A second thread began with the interdisciplinary and emerging field of information science in 1963 and brought together, under the University's leadership, visionaries from different scientific disciplines and from business and industry. A third thread is in telecommunications, initiated in 1986, with leaders from engineering, computer science, business and policy, which began with a Master's degree and expanded to include a PhD track in telecommunications and a track in Wireless Systems.

This fascinating narrative focuses on the individuals who shaped the values, curriculum, teaching, learning, research and scholarship, and service to educate librarians and, later, information professionals in a very wide range of specializations. These individuals also were leaders in shaping the discipline itself, and they are among the most highly regarded of educators and scholars in the field.
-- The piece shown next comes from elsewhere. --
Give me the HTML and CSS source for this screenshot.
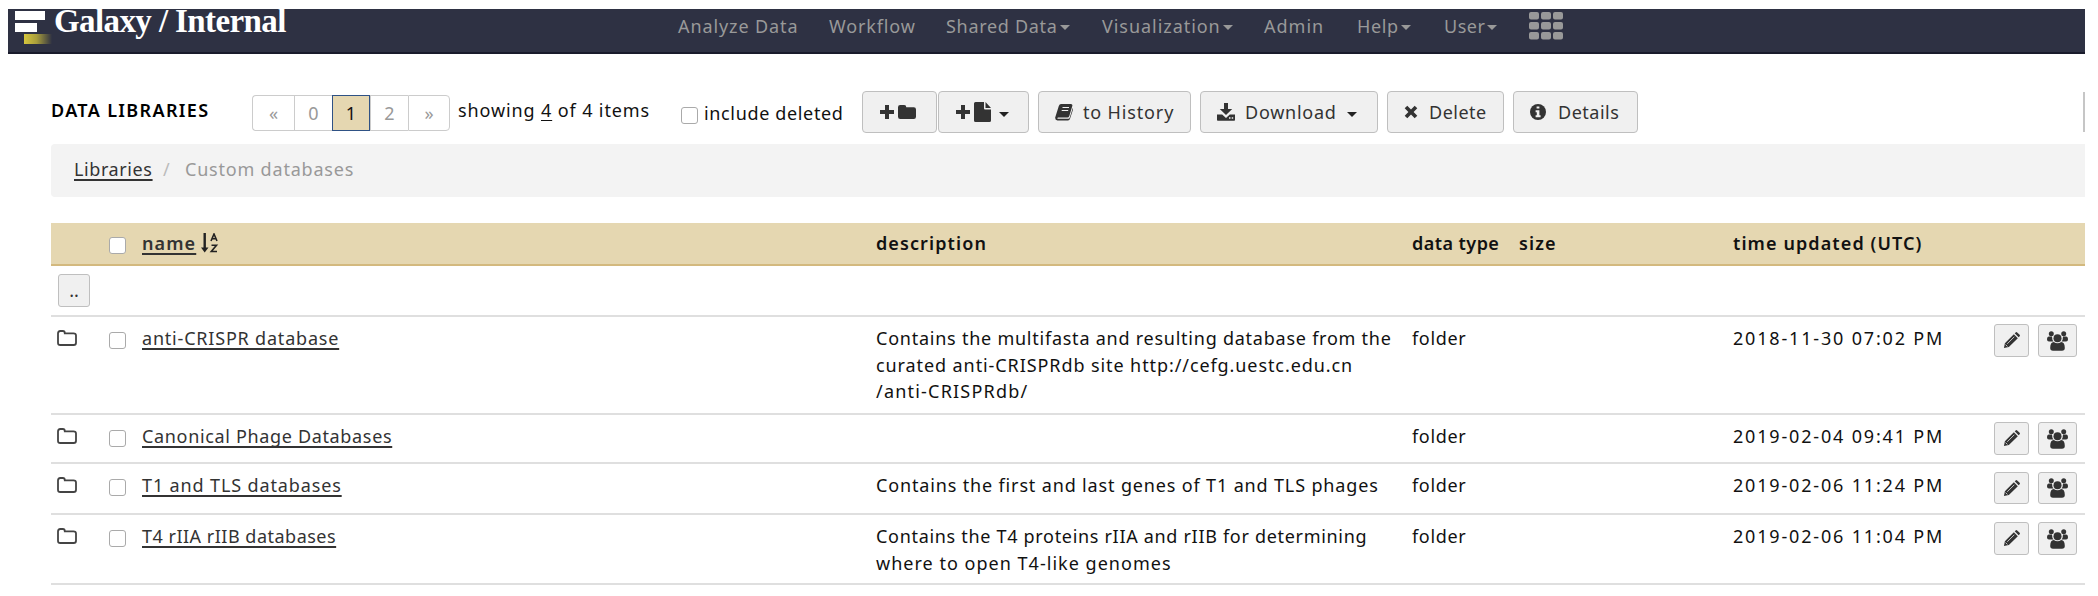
FILE: index.html
```html
<!DOCTYPE html>
<html lang="en">
<head>
<meta charset="utf-8">
<title>Galaxy / Internal</title>
<link rel="stylesheet" href="styles.css">
</head>
<body>
<svg width="0" height="0" class="defs">
  <symbol id="plus" viewBox="0 0 16 16"><path d="M6 1h4v5h5v4h-5v5H6v-5H1V6h5z"/></symbol>
  <symbol id="folder" viewBox="0 0 18 16"><path d="M0 3.200Q0 1 2.200 1h4Q8.300 1 8.300 3.200h7.500Q18 3.200 18 5.400v7.400q0 2.200-2.200 2.200H2.200Q0 15 0 12.800z"/></symbol>
  <symbol id="folder-o" viewBox="0 0 20 16"><path d="M1 3.500Q1 1 3.300 1h2.500q2 0 2 2.300h8.700Q19 3.300 19 5.500v7.200q0 2.300-2.300 2.300H3.300Q1 15 1 12.700z" fill="none" stroke="currentColor" stroke-width="1.800"/></symbol>
  <symbol id="file" viewBox="0 0 17 20"><path d="M1.500 0H10v6.500q0 1 1 1h6v11q0 1.500-1.500 1.500h-14Q0 20 0 18.500v-17Q0 0 1.500 0zM11.500 0L17 6h-5.500z"/></symbol>
  <symbol id="book" viewBox="0 0 18 18"><path d="M6 1h10q1.800.3 1.300 2l-3 10q-.5 1.500-2 1.500H3.200q-1.200.3-.6 1.300h10.800q1 0 1.300-1L17.800 5q.5 1 0 2.200L15 15.800Q14.500 17.500 13 17.500H2.500Q0 17.200.2 14.500L3.800 3Q4.500 1 6 1z"/><path d="M7.500 4.500h6.500M6.700 7.500h6.500" stroke="#f0f0f0" stroke-width="1.200"/></symbol>
  <symbol id="download" viewBox="0 0 18 18"><path d="M7 0h4v6h4.200L9 12 2.800 6H7zM0 11.500h5.200L9 15l3.800-3.500H18V17q0 .8-.8.800H.8Q0 17.800 0 17z"/><path d="M12 15h1.500M14.700 15h1.500" stroke="#f0f0f0" stroke-width="1.300"/></symbol>
  <symbol id="times" viewBox="0 0 14 14"><path d="M3.300.7L7 4.400 10.700.7l2.600 2.600L9.600 7l3.700 3.700-2.600 2.600L7 9.600l-3.700 3.700L.7 10.700 4.400 7 .7 3.300z"/></symbol>
  <symbol id="info" viewBox="0 0 16 16"><circle cx="8" cy="8" r="8"/><path d="M6.600 2.500h2.800v2H6.600zM5.600 6.300h3.800v5h1.200v1.900h-5v-1.900h1.200v-3H5.600z" fill="#f0f0f0"/></symbol>
  <symbol id="pencil" viewBox="0 0 18 18"><path d="M1 17l1-5.200L11.500 2.300l4.200 4.200L6.200 16zM12.400 1.400l1-1q.8-.7 1.600 0l2.600 2.600q.7.800 0 1.600l-1 1z"/><path d="M2.700 13.300l2 2M4.500 12.500L12 5" stroke="#f0f0f0" stroke-width=".8"/></symbol>
  <symbol id="users" viewBox="0 0 21 20"><circle cx="4.300" cy="2.800" r="2.500"/><circle cx="16.700" cy="2.800" r="2.500"/><path d="M0 8.500Q0 5.500 2 5.500h3Q5 9 6.500 10.500H2Q0 10.500 0 8.500zM21 8.500q0-3-2-3h-3q0 3.500-1.500 5H19q2 0 2-2z"/><circle cx="10.500" cy="7.200" r="4"/><path d="M3.200 17q0-5.800 3.600-6 3.700 2.600 7.400 0 3.600.2 3.600 6 0 2.700-2.800 2.700H6Q3.200 19.700 3.200 17z"/></symbol>
  <symbol id="sort" viewBox="0 0 18 20"><path d="M2.500 0h2.400v14.500h2.600L3.700 19.500 0 14.500h2.500z"/><path d="M10 8l3-7 3 7M11 5.800h4M10.500 12.300h5L10.300 18.500h5.700" fill="none" stroke="currentColor" stroke-width="1.600"/></symbol>
  <symbol id="grid" viewBox="0 0 34 28"><path d="M2 0h6q2 0 2 2v3.500q0 2-2 2H2q-2 0-2-2V2q0-2 2-2zM14 0h6q2 0 2 2v3.500q0 2-2 2h-6q-2 0-2-2V2q0-2 2-2zM26 0h6q2 0 2 2v3.500q0 2-2 2h-6q-2 0-2-2V2q0-2 2-2zM2 10h6q2 0 2 2v3.500q0 2-2 2H2q-2 0-2-2V12q0-2 2-2zM14 10h6q2 0 2 2v3.500q0 2-2 2h-6q-2 0-2-2V12q0-2 2-2zM26 10h6q2 0 2 2v3.500q0 2-2 2h-6q-2 0-2-2V12q0-2 2-2zM2 20h6q2 0 2 2v3.500q0 2-2 2H2q-2 0-2-2V22q0-2 2-2zM14 20h6q2 0 2 2v3.500q0 2-2 2h-6q-2 0-2-2V22q0-2 2-2zM26 20h6q2 0 2 2v3.500q0 2-2 2h-6q-2 0-2-2V22q0-2 2-2z"/></symbol>
</svg>
<div class="page">
  <header class="masthead">
    <div class="logo"><i class="bar bar-a"></i><i class="bar bar-b"></i><i class="bar bar-c"></i></div>
    <div class="brand">Galaxy / Internal</div>
    <nav class="nav">
      <a class="n-analyze">Analyze Data</a>
      <a class="n-workflow">Workflow</a>
      <a class="n-shared">Shared Data<i class="caret"></i></a>
      <a class="n-visual">Visualization<i class="caret"></i></a>
      <a class="n-admin">Admin</a>
      <a class="n-help">Help<i class="caret"></i></a>
      <a class="n-user">User<i class="caret"></i></a>
      <svg class="apps"><use href="#grid"/></svg>
    </nav>
  </header>
  <main class="content">
    <div class="toolbar">
      <div class="title">DATA LIBRARIES</div>
      <div class="pager">
        <span class="pg wide">«</span><span class="pg">0</span><span class="pg active">1</span><span class="pg">2</span><span class="pg wide">»</span>
      </div>
      <div class="showing">showing <u>4</u> of 4 items</div>
      <label class="include"><i class="check"></i><span>include deleted</span></label>
      <div class="buttons">
        <button class="btn b-folder"><svg class="i-plus"><use href="#plus"/></svg><svg class="i-folder"><use href="#folder"/></svg></button>
        <button class="btn b-file"><svg class="i-plus"><use href="#plus"/></svg><svg class="i-file"><use href="#file"/></svg><i class="caret"></i></button>
        <button class="btn b-history"><svg class="i-book"><use href="#book"/></svg><span>to History</span></button>
        <button class="btn b-download"><svg class="i-book"><use href="#download"/></svg><span>Download</span><i class="caret"></i></button>
        <button class="btn b-delete"><svg class="i-times"><use href="#times"/></svg><span>Delete</span></button>
        <button class="btn b-details"><svg class="i-info"><use href="#info"/></svg><span>Details</span></button>
      </div>
      <div class="edge"></div>
    </div>
    <div class="crumbs"><a class="c-lib">Libraries</a><span class="slash">/</span><span class="c-cur">Custom databases</span></div>
    <div class="table">
      <div class="row head">
        <div></div><div><i class="check"></i></div>
        <div class="name"><a>name</a><svg class="i-sort"><use href="#sort"/></svg></div>
        <div class="h-desc">description</div><div class="h-type">data type</div><div>size</div><div class="h-time">time updated (UTC)</div><div></div>
      </div>
      <div class="row up"><button class="sq dots">..</button></div>
      <div class="row r1">
        <div><svg class="i-fo"><use href="#folder-o"/></svg></div><div><i class="check"></i></div>
        <div class="name"><a class="a1">anti-CRISPR database</a></div>
        <div class="desc"><span class="d1">Contains the multifasta and resulting database from the</span><br><span class="d2">curated anti-CRISPRdb site http://cefg.uestc.edu.cn</span><br><span class="d3">/anti-CRISPRdb/</span></div>
        <div class="type">folder</div><div></div><div class="time">2018-11-30 07:02 PM</div>
        <div class="acts"><button class="sq edit"><svg class="i-pen"><use href="#pencil"/></svg></button><button class="sq share"><svg class="i-users"><use href="#users"/></svg></button></div>
      </div>
      <div class="row r2">
        <div><svg class="i-fo"><use href="#folder-o"/></svg></div><div><i class="check"></i></div>
        <div class="name"><a class="a2">Canonical Phage Databases</a></div>
        <div class="desc"></div>
        <div class="type">folder</div><div></div><div class="time">2019-02-04 09:41 PM</div>
        <div class="acts"><button class="sq edit"><svg class="i-pen"><use href="#pencil"/></svg></button><button class="sq share"><svg class="i-users"><use href="#users"/></svg></button></div>
      </div>
      <div class="row r3">
        <div><svg class="i-fo"><use href="#folder-o"/></svg></div><div><i class="check"></i></div>
        <div class="name"><a class="a3">T1 and TLS databases</a></div>
        <div class="desc"><span class="d4">Contains the first and last genes of T1 and TLS phages</span></div>
        <div class="type">folder</div><div></div><div class="time">2019-02-06 11:24 PM</div>
        <div class="acts"><button class="sq edit"><svg class="i-pen"><use href="#pencil"/></svg></button><button class="sq share"><svg class="i-users"><use href="#users"/></svg></button></div>
      </div>
      <div class="row r4">
        <div><svg class="i-fo"><use href="#folder-o"/></svg></div><div><i class="check"></i></div>
        <div class="name"><a class="a4">T4 rIIA rIIB databases</a></div>
        <div class="desc"><span class="d5">Contains the T4 proteins rIIA and rIIB for determining</span><br><span class="d6">where to open T4-like genomes</span></div>
        <div class="type">folder</div><div></div><div class="time">2019-02-06 11:04 PM</div>
        <div class="acts"><button class="sq edit"><svg class="i-pen"><use href="#pencil"/></svg></button><button class="sq share"><svg class="i-users"><use href="#users"/></svg></button></div>
      </div>
    </div>
  </main>
</div>
</body>
</html>
```
FILE: styles.css
```css
* { box-sizing: border-box; }
body { margin: 0; background: #fff; color: #111; font: 18px/26.500px "Noto Sans", sans-serif; overflow: hidden; }
.defs { display: block; position: absolute; }
svg { fill: currentColor; display: block; flex: none; }
.page { width: 2098px; height: 596px; padding: 9px 13px 0 8px; }

.masthead { height: 45px; background: #2e3143; border-bottom: 2px solid #191b2b; display: flex; white-space: nowrap; }
.logo { width: 46px; padding: 2px 0 0 7px; }
.bar { display: block; height: 9px; background: #fff; }
.bar-a { width: 30px; }
.bar-b { width: 22px; margin-top: 3px; }
.bar-c { width: 28px; height: 10px; margin: 2px 0 0 9px; background: linear-gradient(90deg, #d6c63c, #a99e3c 45%, #2e3143); }
.brand { width: 624px; font: bold 33px/36px "Liberation Serif", serif; letter-spacing: -.6px; color: #fff; margin-top: -6px; }
.nav { display: flex; color: #999; padding-top: 4px; }
.nav a { flex: none; display: flex; align-items: flex-start; }
.caret { display: block; flex: none; border: 5px solid transparent; border-top-color: currentColor; border-bottom: 0; }
.nav .caret { margin: 12px 0 0 2px; }
.n-analyze { width: 151px; letter-spacing: .9px; }
.n-workflow { width: 117px; letter-spacing: .85px; }
.n-shared { width: 156px; letter-spacing: .7px; }
.n-visual { width: 162px; letter-spacing: .95px; }
.n-admin { width: 93px; letter-spacing: 1px; }
.n-help { width: 87px; letter-spacing: .6px; }
.n-user { width: 85px; letter-spacing: .5px; }
.apps { width: 34px; height: 28px; margin-top: -1px; }

.content { padding-left: 43px; }
.toolbar { height: 90px; display: flex; padding-top: 37px; white-space: nowrap; }
.title { width: 201px; font-weight: 600; letter-spacing: 1.350px; color: #000; padding-top: 6px; }
.pager { display: flex; width: 206px; height: 36px; margin-top: 4px; color: #999; }
.pg { width: 38px; border: 1px solid #ccc; border-width: 1px 0 1px 1px; text-align: center; line-height: 34px; }
.pg.wide { width: 42px; }
.pg:first-child { border-radius: 4px 0 0 4px; }
.pg:last-child { border-right-width: 1px; border-radius: 0 4px 4px 0; }
.pg.active { background: #e5d7b1; border: 1px solid #2f5285; color: #111; }
.showing { width: 223px; padding-top: 6px; letter-spacing: .88px; }
.showing u { text-underline-offset: 3px; }
.include { display: flex; width: 181px; padding-top: 9px; letter-spacing: .65px; }
.include .check { margin: 7px 6px 0 0; }
.check { display: block; flex: none; width: 17px; height: 17px; border: 1px solid #aaa; border-radius: 3px; background: #fff; }
.buttons { display: flex; width: 1221px; }
.btn, .sq { background: #f0f0f0; border: 1px solid #bfbfbf; border-radius: 4px; padding: 0; font: inherit; color: #333; display: flex; align-items: center; flex: none; }
.btn { height: 42px; padding-left: 16px; margin-right: 9px; }
.b-folder { width: 75px; margin-right: 1px; }
.b-file { width: 91px; }
.b-history { width: 153px; letter-spacing: .85px; }
.b-download { width: 178px; letter-spacing: .75px; }
.b-delete { width: 117px; letter-spacing: .5px; }
.b-details { width: 125px; letter-spacing: .5px; }
.i-plus { width: 16px; height: 16px; margin-right: 3px; }
.i-folder { width: 18px; height: 16px; }
.i-file { width: 17px; height: 20px; }
.btn .caret { color: #222; margin: 5px 0 0 8px; }
.b-download .caret { margin-left: 10px; }
.i-book { width: 18px; height: 18px; margin-right: 10px; }
.i-times { width: 14px; height: 14px; margin-right: 11px; }
.i-info { width: 16px; height: 16px; margin-right: 12px; }
.edge { width: 2px; height: 40px; margin: 1px 0 0; background: #c6c6c6; }

.crumbs { height: 53px; background: #f3f3f3; border-radius: 4px 0 0 4px; display: flex; padding: 12px 0 0 23px; white-space: nowrap; }
.crumbs a, .name a { text-decoration: underline; text-underline-offset: 3px; text-decoration-thickness: 1.500px; text-decoration-skip-ink: none; color: #333; }
.c-lib { width: 89px; letter-spacing: .6px; }
.slash { width: 22px; color: #bbb; }
.c-cur { color: #999; letter-spacing: .8px; }

.table { margin-top: 26px; }
.row { display: grid; grid-template-columns: 58px 33px 734px 536px 107px 214px 261px 91px; border-bottom: 2px solid #dfdfdf; padding-top: 8px; white-space: nowrap; }
.head { height: 43px; background: #e5d7b1; border-bottom-color: #d3b97e; font-weight: 600; letter-spacing: 1.100px; padding-top: 7px; }
.h-type { letter-spacing: .45px; }
.row .check { margin-top: 7px; }
.name { display: flex; align-items: flex-start; }
.a1 { letter-spacing: .8px; }
.a2 { letter-spacing: .66px; }
.a3 { letter-spacing: .87px; }
.a4 { letter-spacing: .5px; }
.d1 { letter-spacing: .76px; }
.d2 { letter-spacing: .91px; }
.d3 { letter-spacing: 1.200px; }
.d4 { letter-spacing: .85px; }
.d5 { letter-spacing: .69px; }
.d6 { letter-spacing: 1.020px; }
.type { letter-spacing: .67px; }
.time { letter-spacing: 1.820px; }
.i-sort { width: 18px; height: 20px; margin: 3px 0 0 5px; color: #222; }
.up { height: 51px; }
.r1 { height: 98px; }
.r2 { height: 49px; }
.r3 { height: 51px; }
.r4 { height: 70px; }
.i-fo { width: 20px; height: 16px; margin: 5px 0 0 6px; color: #444; }
.sq { height: 33px; border-radius: 3px; justify-content: center; }
.dots { width: 32px; margin-left: 7px; }
.acts { display: flex; margin-top: -1px; }
.edit { width: 35px; margin-right: 9px; }
.share { width: 39px; }
.i-pen { width: 17px; height: 17px; }
.i-users { width: 21px; height: 20px; }
.r3 .sq { height: 32px; margin-top: 1px; }
```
Pitt's School of Information Sciences has long been an innovative leader in the field and the first to introduce many technologies, and to introduce, as well, courses in the areas of ethics and policy. The School started the first Information Ethics Forum in 1989. Programs like medical librarianship and biomedical informatics were pioneering efforts in the 1980s, the telecommunications program was the first in any information sciences school, and the wireless and geoinformatics curricula and laboratories , begun in the 1990s, serve to keep Pitt on the leading edge of education in the information sciences. This fascinating narrative actually describes the evolution of a profession using the history of one of its leading educational institutions as a lens. Of interest to all library and information science educators, as well as students interested in the history of education and the development of the various facets of information science.